--- YOUR INSTRUCTIONS ---
Copy nothing but the text: reproduce each line of the listing exactly and leave the pictures out.

--- MATERIAL ---
== == ==
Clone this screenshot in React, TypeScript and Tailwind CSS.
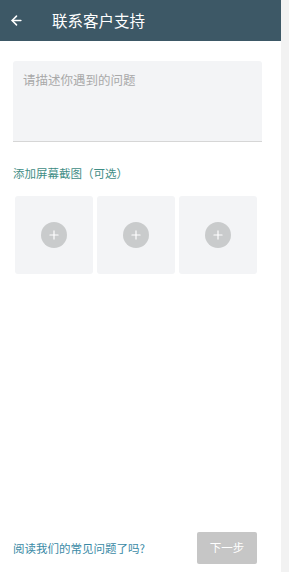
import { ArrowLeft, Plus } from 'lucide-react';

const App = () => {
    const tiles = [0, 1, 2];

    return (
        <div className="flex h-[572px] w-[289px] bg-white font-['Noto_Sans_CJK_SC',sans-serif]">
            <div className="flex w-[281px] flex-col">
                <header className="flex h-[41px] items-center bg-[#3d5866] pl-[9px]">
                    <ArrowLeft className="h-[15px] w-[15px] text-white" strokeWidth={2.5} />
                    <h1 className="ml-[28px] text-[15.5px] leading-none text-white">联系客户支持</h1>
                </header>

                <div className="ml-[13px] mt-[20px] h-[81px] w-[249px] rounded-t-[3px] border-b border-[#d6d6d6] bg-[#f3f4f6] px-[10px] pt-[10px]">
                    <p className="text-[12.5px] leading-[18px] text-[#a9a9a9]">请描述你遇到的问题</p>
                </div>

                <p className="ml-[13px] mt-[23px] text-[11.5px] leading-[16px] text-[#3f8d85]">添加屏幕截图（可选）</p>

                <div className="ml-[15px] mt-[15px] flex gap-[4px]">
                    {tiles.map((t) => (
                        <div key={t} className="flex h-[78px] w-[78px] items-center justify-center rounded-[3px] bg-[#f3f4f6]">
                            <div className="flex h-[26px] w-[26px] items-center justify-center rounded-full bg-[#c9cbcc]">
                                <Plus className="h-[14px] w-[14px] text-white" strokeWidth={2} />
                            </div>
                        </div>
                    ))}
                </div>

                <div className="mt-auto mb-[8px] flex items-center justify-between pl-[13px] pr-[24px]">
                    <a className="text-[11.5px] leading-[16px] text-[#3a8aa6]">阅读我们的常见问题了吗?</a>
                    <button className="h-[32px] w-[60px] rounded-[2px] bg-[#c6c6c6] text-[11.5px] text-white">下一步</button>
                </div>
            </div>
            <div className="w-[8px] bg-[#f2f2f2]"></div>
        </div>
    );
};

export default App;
== == ==
--- WRITTEN REPLY ---
Clone this screenshot in React, TypeScript and Tailwind CSS.
import { ArrowLeft, Plus } from 'lucide-react';

const App = () => {
    const tiles = [0, 1, 2];

    return (
        <div className="flex h-[572px] w-[289px] bg-white font-['Noto_Sans_CJK_SC',sans-serif]">
            <div className="flex w-[281px] flex-col">
                <header className="flex h-[41px] items-center bg-[#3d5866] pl-[9px]">
                    <ArrowLeft className="h-[15px] w-[15px] text-white" strokeWidth={2.5} />
                    <h1 className="ml-[28px] text-[15.5px] leading-none text-white">联系客户支持</h1>
                </header>

                <div className="ml-[13px] mt-[20px] h-[81px] w-[249px] rounded-t-[3px] border-b border-[#d6d6d6] bg-[#f3f4f6] px-[10px] pt-[10px]">
                    <p className="text-[12.5px] leading-[18px] text-[#a9a9a9]">请描述你遇到的问题</p>
                </div>

                <p className="ml-[13px] mt-[23px] text-[11.5px] leading-[16px] text-[#3f8d85]">添加屏幕截图（可选）</p>

                <div className="ml-[15px] mt-[15px] flex gap-[4px]">
                    {tiles.map((t) => (
                        <div key={t} className="flex h-[78px] w-[78px] items-center justify-center rounded-[3px] bg-[#f3f4f6]">
                            <div className="flex h-[26px] w-[26px] items-center justify-center rounded-full bg-[#c9cbcc]">
                                <Plus className="h-[14px] w-[14px] text-white" strokeWidth={2} />
                            </div>
                        </div>
                    ))}
                </div>

                <div className="mt-auto mb-[8px] flex items-center justify-between pl-[13px] pr-[24px]">
                    <a className="text-[11.5px] leading-[16px] text-[#3a8aa6]">阅读我们的常见问题了吗?</a>
                    <button className="h-[32px] w-[60px] rounded-[2px] bg-[#c6c6c6] text-[11.5px] text-white">下一步</button>
                </div>
            </div>
            <div className="w-[8px] bg-[#f2f2f2]"></div>
        </div>
    );
};

export default App;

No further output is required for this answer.